I’m talking, of course, of the facebook-styled monolith that went up in our city square this week and from which electronics company LG is promoting itself and its products. Between it and the recently installed ice rink and fairground rides is still, I presume, the city’s beautiful and precious waha (mouth, gate) that was lovingly restored and returned to its rightful place as part of the relatively recent $80 million restoration of the square. That waha symbolically takes locals and visitors alike into the conceptual heart of the city’s public sphere. And now it is almost entirely hidden from view by some tacky promotion for microwaves that exploits people’s addiction to social media. Give me a break. Auckland may always have been a city of merchants, as Waitemata and Gulf councillor Mike Lee once reminded me, but boy have the money lenders moved into the church of public debate now.

Riot squad
Aotea Square was once part of Grey’s Ave, which connected with Queen St. It was developed in 1979 when I was a fifth-former hanging out at the Henry IV coffee shop. It’s ever since then been a symbol of the public sphere for me. Indeed it was the place where the notorious Queen Street riots in 1984 began when Dave Dobbyn allegedly wound up a crowd already furious at a power failure with a reference to the riot squad’s “small batons”. It has been the scene of innumerable protests and public debates over the years, culminating recently in it being the site of the Occupy movement’s frugal assault on the neo-liberal State. Every Saturday Syrians gather to honour the dead and dying and tortured in the war against their people being waged by their own maniacal president. Falun Dafa practitioners not only practise their “evil” antics there, they sit in silent vigil for the tortured back in their homeland too. This is a site for the imploring of reason. Indeed, megaphones and chanting were heard over the sale of state assets as recently as last Saturday. What I’ve heard this week is some completely different sort of guy with a megaphone reading out fake social media messages from those below him who are hoping for a free microwave. As I say, give me a break.

Merry go round
Of course they’ve paid to be there and the Rogernomics response will be that that will ease the burden on ratepayers. Pah! Ask those putting their lives on the line in Syria – what price the public sphere? I asked a nice woman at Auckland Council what they would be paying and well, it’s hard to say once you take into account all the add-ons and so on, but, well, something like the merry-go-round, that’s 10mx20m, but you have to discount pack-in days to 50%, are we talking summer or winter, well there really are a lot of variables … you’re not going to discuss this in the commerical arena are you? Well, why the hell not? Our town square is being rented out and we can’t talk about it? Anyway, she was right, there are plenty of variables and it’s hard to be definite – but we are talking at least $1000 a day. Clearly the council has $ signs sparkling, Scrooge-McDuck-like, in its eyes. It finally had the Occupy protestors removed. And now business is clearly booming.

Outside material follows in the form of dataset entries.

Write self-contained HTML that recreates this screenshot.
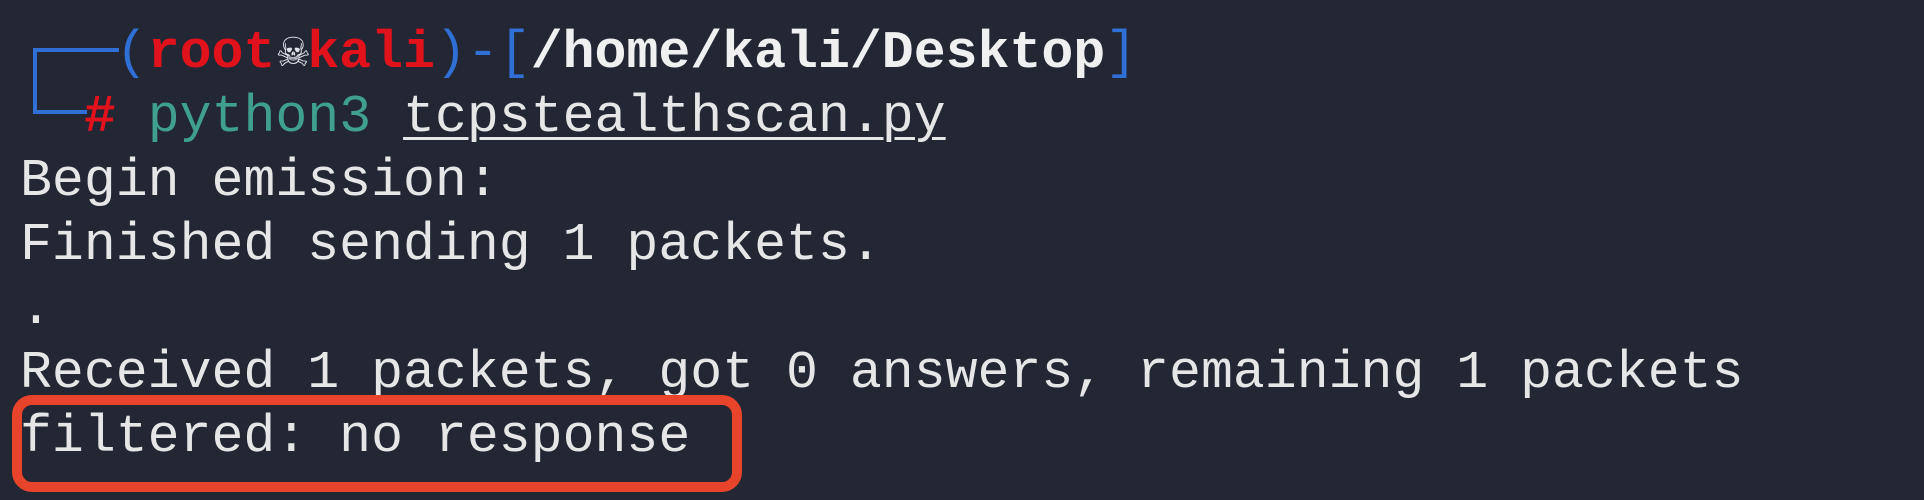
<!DOCTYPE html>
<html><head><meta charset="utf-8"><style>
html,body{margin:0;padding:0;}
body{width:1924px;height:500px;background:#222733;position:relative;overflow:hidden;
font-family:"Liberation Mono",monospace;font-size:53.2px;color:#e6e6e6;}
.l{position:absolute;left:20px;white-space:pre;line-height:64px;height:64px;}
.b{color:#2f6fd6}.r{color:#e2121c;font-weight:bold}.w{color:#f0f0f0;font-weight:bold}
.t{color:#3fa08f}.u{text-decoration:underline;text-decoration-thickness:3px;text-underline-offset:6px}
.bx{position:absolute;background:#2f6fd6}
.sk{display:inline-block;width:31.9px;text-align:center;color:#dfe3e8;font-family:"DejaVu Sans",sans-serif;font-size:40px;vertical-align:top}
.box{position:absolute;left:12px;top:395px;width:710px;height:77px;border:10px solid #e8442b;border-radius:20px;}
</style></head><body>
<div class="bx" style="left:33px;top:48px;width:86px;height:4px"></div>
<div class="bx" style="left:33px;top:48px;width:4px;height:66px"></div>
<div class="bx" style="left:33px;top:110px;width:54px;height:4px"></div>
<div class="l" style="top:21px">   <span class="b">(</span><span class="r">root</span><span class="sk">☠</span><span class="r">kali</span><span class="b">)-[</span><span class="w">/home/kali/Desktop</span><span class="b">]</span></div>
<div class="l" style="top:85px">  <span class="r">#</span> <span class="t">python3</span> <span class="u">tcpstealthscan.py</span></div>
<div class="l" style="top:149px">Begin emission:</div>
<div class="l" style="top:213px">Finished sending 1 packets.</div>
<div class="l" style="top:277px">.</div>
<div class="l" style="top:341px">Received 1 packets, got 0 answers, remaining 1 packets</div>
<div class="l" style="top:405px">filtered: no response</div>
<div class="box"></div>
</body></html>
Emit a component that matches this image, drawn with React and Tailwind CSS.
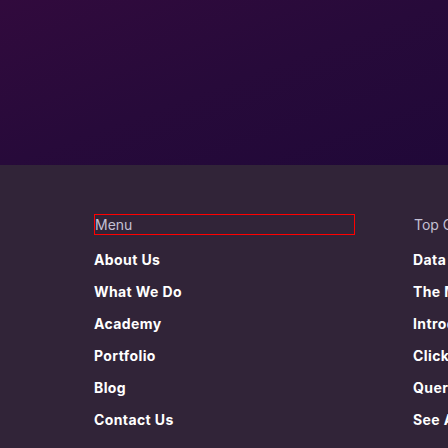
const menuLinks = ['About Us', 'What We Do', 'Academy', 'Portfolio', 'Blog', 'Contact Us'];
const topLinks = ['Data Science Course', 'The Marketing Blueprint', 'Introduction to Python', 'Click Funnels Mastery', 'Query Optimization', 'See All Courses'];

const FooterColumn = ({ title, links, boxed, width }) => (
    <div className={`flex flex-col shrink-0 ${width}`}>
        <div className={`h-[21px] text-[14px] leading-[19px] text-[#c4c0d4] whitespace-nowrap ${boxed ? 'border border-[#ff0000]' : 'border border-transparent'}`}>
            {title}
        </div>
        <ul className="mt-[15px] flex flex-col gap-[12px]">
            {links.map((link) => (
                <li key={link} className="text-[14px] leading-[20px] font-bold tracking-[0.4px] text-white whitespace-nowrap">
                    {link}
                </li>
            ))}
        </ul>
    </div>
);

export default function App() {
    return (
        <div className="w-[448px] h-[448px] overflow-hidden bg-[#312438]" style={{ fontFamily: 'Inter, "Open Sans", sans-serif' }}>
            {/* Hero band */}
            <div className="h-[165px] bg-linear-to-br from-[#310a3d] via-[#270a3a] to-[#200838]" />

            {/* Footer */}
            <footer className="pt-[49px] pl-[94px] flex gap-[58px]">
                <FooterColumn title="Menu" links={menuLinks} boxed width="w-[261px]" />
                <FooterColumn title="Top Courses" links={topLinks} width="w-[200px]" />
            </footer>
        </div>
    );
}
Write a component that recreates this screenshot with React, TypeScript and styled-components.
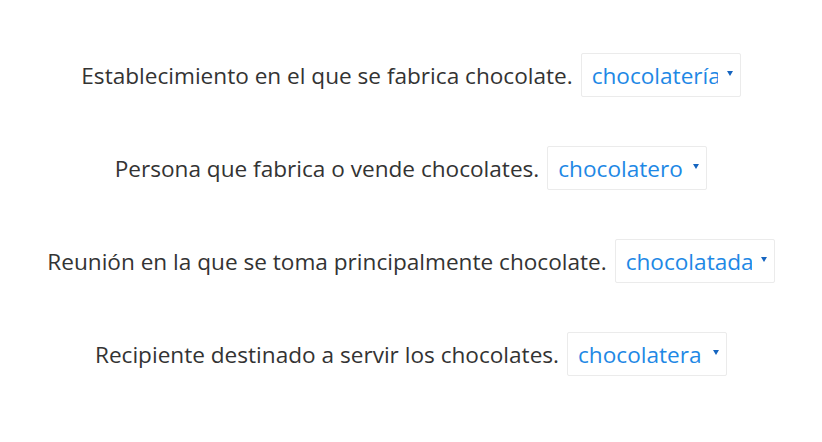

Mana Party vice-president John Minto at last week’s protest against state asset sales.

Village voice
I’ve started this blog along with a class of Bachelor of Communication Studies students who are taking the New Media Journalism paper I head here at AUT Unversity. Our building is just over the road from Aotea Square. And the public sphere – the conceptual and even virtual kind, at least – is very much at the heart of our course.  Up there on the left of this main page is a picture of another type – the nakamal from Vanuatu, a meeting place in every village for the discussion of local affairs and the consumption of kava (photo: Wikipedia). Students will choose their own topics for their blogs but all in all I thought journalism, media and the public sphere a pretty good area of inquiry for an ex-hack turned academic (we call ourselves “hackademics”) teaching journalism and under pressure to prove he can blog along as well as the young uns.

Critical condition
Of course the background to all this for me is not so much Dave Dobbyn and Aotea Sq or even the slightly sickening Facebook apparition that is making winter sun even harder to find. For me that was simply the concrete and somewhat convenient exemplification of the issues of the public sphere in 2012 that we face every day – newsrooms struggling for adequate resources as readers migrate online, advertisers no longer needing news organisations the way they used to, media corporates slashing news costs to keep shareholders happy, private interests eg Gina Rinehart, Rupert Murdoch brutalising the concept of editorial independence and the long-heralded, painfully slow death of television and newspapers. Journalism is in crisis, we are told again and again. This is true, I think. It is in crisis. Not because of the evil internet, per se, because the most wonderful journalism can be found online but because we have lost sight of our ideal of the public sphere in the rush to neo-liberal salvation. We have let corporations, from News Corp to LG, dominate it in the interests of their directors and shareholders. Habermas argues the development of the mass media has killed the critical nature of the public sphere. He might now add to that the development of the microwave. Me, I’m going over the road to ask the nice young people from LG if they just might have a ‘dislike’ button I could press.

6 thoughts on “Rolling through the town square as they go

  1. Go Greg, I hope you keep it up. Ethical Martini – famously (or infamously) started at AUT five years ago and is now 700+ posts strong and has had 300,000 visitors. It still hasn’t made me a cent and ‘Baby Herbal Soup’ is still the main reason people come by, but it is my blog and I love it.

    Congratulations on matters spherical.